On the other hand, I agree it’s a little weird to say that you’ve helped someone by further satisfying their preferences for others to be better off, if that person doesn’t even know about it or otherwise was not involved. And helping them achieve their other-regarding life goals rather than just doing more good can be worse in their eyes.
I think the framing as “goals” to “achieve” suggests that the individual who holds them has to be involved in achieving them, possibly with help. Is this intended?
I think you’re saying that the word “achieve” has the connotation of actively doing something (and “earning credit for it”)? That’s not the meaning I intended. There are conceivable circumstances where “achieving your life goals” (for specific life goals) implies getting out of the way so others can do something better. (I’m reminded of the recent post here titled I want to be replaced.)
Similarly, “be a good person” seems both self-oriented and other-regarding, and these are the terms virtue ethicists think in.
I agree!
I don’t think it’s that weird to consider that helping someone achieve their life goal to do good (e.g. effective altruism) does in fact help them flourish. Maybe this is more strongly the case if their life goal is to “be a good person” rather than “do good”.
There could be a situation where the best way to benefit Alice’s life goal is by doing something that leads to Alice becoming depressed. E.g., if Alice thinks she’s the best person for some role with a mission that’s in line with her life goal, but you’re confident she’s not, you’d vote against her. I think there’s still a sense in which we can defensibly interpret this as “doing something (ultimately) good for Alice” because there’s something to living with one’s eyes open and not deluding oneself, etc. But my point is that it’s not necessarily the most natural or the only natural interpretation.
Thanks for writing this! I have a some thoughts/questions:
I think the framing as “goals” to “achieve” suggests that the individual who holds them has to be involved in achieving them, possibly with help. Is this intended? If so, doesn’t this make all life goals at least a little self-oriented, in a sense, by requiring personal involvement, and “optimizing for achievement”? On the other hand, we may prefer others to be better off, even if we’re personally involved in ensuring it, and choose this over having them help us achieve our own life goals, doing less good.
I also often think of deontological constraints against instrumental harm similarly: they seem like a preoccupation with keeping one’s own hands clean, rather than doing what’s best for those involved. A life goal to minimize the harm you personally cause seems more self-oriented than a life goal to minimize harm generally, and even more so than the preference for there to be less harm generally.
Similarly, “be a good person” seems both self-oriented and other-regarding, and these are the terms virtue ethicists think in.

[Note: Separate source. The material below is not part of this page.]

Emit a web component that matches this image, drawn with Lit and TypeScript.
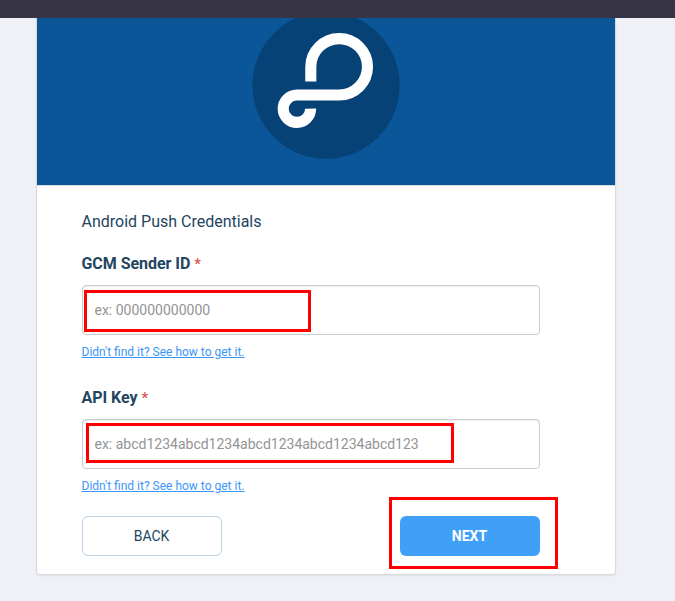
import { LitElement, html, css } from "lit";
import { customElement, property } from "lit/decorators.js";

@customElement("credential-field")
class CredentialField extends LitElement {
  @property() label = "";
  @property() hint = "";

  static styles = css`
    :host { display: block; height: 134px; }
    .label {
      display: block; height: 20px; margin-left: -0.5px; line-height: 20px; font-size: 16px;
      font-weight: 700; letter-spacing: -0.05px; color: #224562;
    }
    .star { color: #d9534f; font-size: 15px; font-weight: 500; }
    .input {
      display: block; box-sizing: border-box; width: 458px; height: 50px; margin-top: 11px;
      padding: 0 11.5px; border: 1px solid #ccc; border-radius: 4px; background: #fff;
      box-shadow: inset 0 1px 1px rgba(0, 0, 0, 0.075);
      font: 400 14px/20px Roboto, sans-serif; outline: none;
    }
    .input::placeholder { color: #949494; opacity: 1; }
    .help {
      display: block; width: max-content; margin: 9px 0 0 -0.5px; font-size: 12px; line-height: 16px;
      color: #3c96f7; text-decoration: underline;
    }
  `;

  render() {
    return html`
      <label class="label">${this.label} <span class="star">*</span></label>
      <input class="input" placeholder=${this.hint} />
      <a class="help">Didn't find it? See how to get it.</a>
    `;
  }
}

@customElement("app-root")
class AppRoot extends LitElement {
  static styles = css`
    :host {
      display: block; position: relative; height: 601px; overflow: hidden;
      background: #eff1f6; font-family: Roboto, sans-serif; color: #224562;
    }
    .topbar { height: 18px; background: #373545; }
    .card {
      box-sizing: border-box; width: 580px; height: 557px; margin-left: 36px;
      border: 1px solid #d9dadc; border-top: 0; border-radius: 0 0 4px 4px;
      background: #fff; box-shadow: 0 1px 2px rgba(0, 0, 0, 0.07);
    }
    .hero { height: 167px; background: #0a5699; border-bottom: 1px solid #d8dde2; }
    .logo { display: block; width: 578px; height: 167px; }
    .body { padding: 26px 0 0 45px; }
    .title { margin: 0 0 22px -0.5px; height: 20px; font-size: 16px; line-height: 20px; font-weight: 400; }
    .actions { display: flex; justify-content: space-between; width: 458px; margin-top: -6px; }
    .btn {
      box-sizing: border-box; width: 140px; height: 40px; padding: 0 1px 0 0; border-radius: 6px;
      font: 400 14px/20px Roboto, sans-serif;
    }
    .back { border: 1px solid #bcd3e6; background: #fff; color: #224562; }
    .next { border: 0; background: #40a0f8; color: #fff; font-weight: 700; }
    .mark { position: absolute; box-sizing: border-box; border: 3px solid #f00; pointer-events: none; }
    .mark-sender { left: 84px; top: 290px; width: 227px; height: 42px; }
    .mark-key { left: 86px; top: 423px; width: 368px; height: 40px; }
    .mark-next { left: 389px; top: 497px; width: 169px; height: 72px; }
  `;

  render() {
    return html`
      <div class="topbar"></div>
      <section class="card">
        <div class="hero">
          <svg class="logo" viewBox="37 18 578 167">
            <circle cx="326.1" cy="85.2" r="73.6" fill="#064275" />
            <path d="M310.8 81.4V67A28.4 28.3 0 0 1 339.2 38.6A28.3 28.2 0 0 1 367.5 66.8A28.3 28.2 0 0 1 339.2 95H296.8A13.7 13.7 0 1 0 310.6 108.6"
              fill="none" stroke="#fff" stroke-width="11.1" />
          </svg>
        </div>
        <div class="body">
          <h1 class="title">Android Push Credentials</h1>
          <credential-field label="GCM Sender ID" hint="ex: 000000000000"></credential-field>
          <credential-field label="API Key" hint="ex: abcd1234abcd1234abcd1234abcd1234abcd123"></credential-field>
          <div class="actions">
            <button class="btn back">BACK</button>
            <button class="btn next">NEXT</button>
          </div>
        </div>
      </section>
      <div class="mark mark-sender"></div>
      <div class="mark mark-key"></div>
      <div class="mark mark-next"></div>
    `;
  }
}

This leads to my next point:
I don’t think it’s that weird to consider that helping someone achieve their life goal to do good (e.g. effective altruism) does in fact help them flourish. Maybe this is more strongly the case if their life goal is to “be a good person” rather than “do good”.
On the other hand, I agree it’s a little weird to say that you’ve helped someone by further satisfying their preferences for others to be better off, if that person doesn’t even know about it or otherwise was not involved. And helping them achieve their other-regarding life goals rather than just doing more good can be worse in their eyes.
I think you’re saying that the word “achieve” has the connotation of actively doing something (and “earning credit for it”)? That’s not the meaning I intended. There are conceivable circumstances where “achieving your life goals” (for specific life goals) implies getting out of the way so others can do something better. (I’m reminded of the recent post here titled I want to be replaced.)
I agree!
There could be a situation where the best way to benefit Alice’s life goal is by doing something that leads to Alice becoming depressed. E.g., if Alice thinks she’s the best person for some role with a mission that’s in line with her life goal, but you’re confident she’s not, you’d vote against her. I think there’s still a sense in which we can defensibly interpret this as “doing something (ultimately) good for Alice” because there’s something to living with one’s eyes open and not deluding oneself, etc. But my point is that it’s not necessarily the most natural or the only natural interpretation.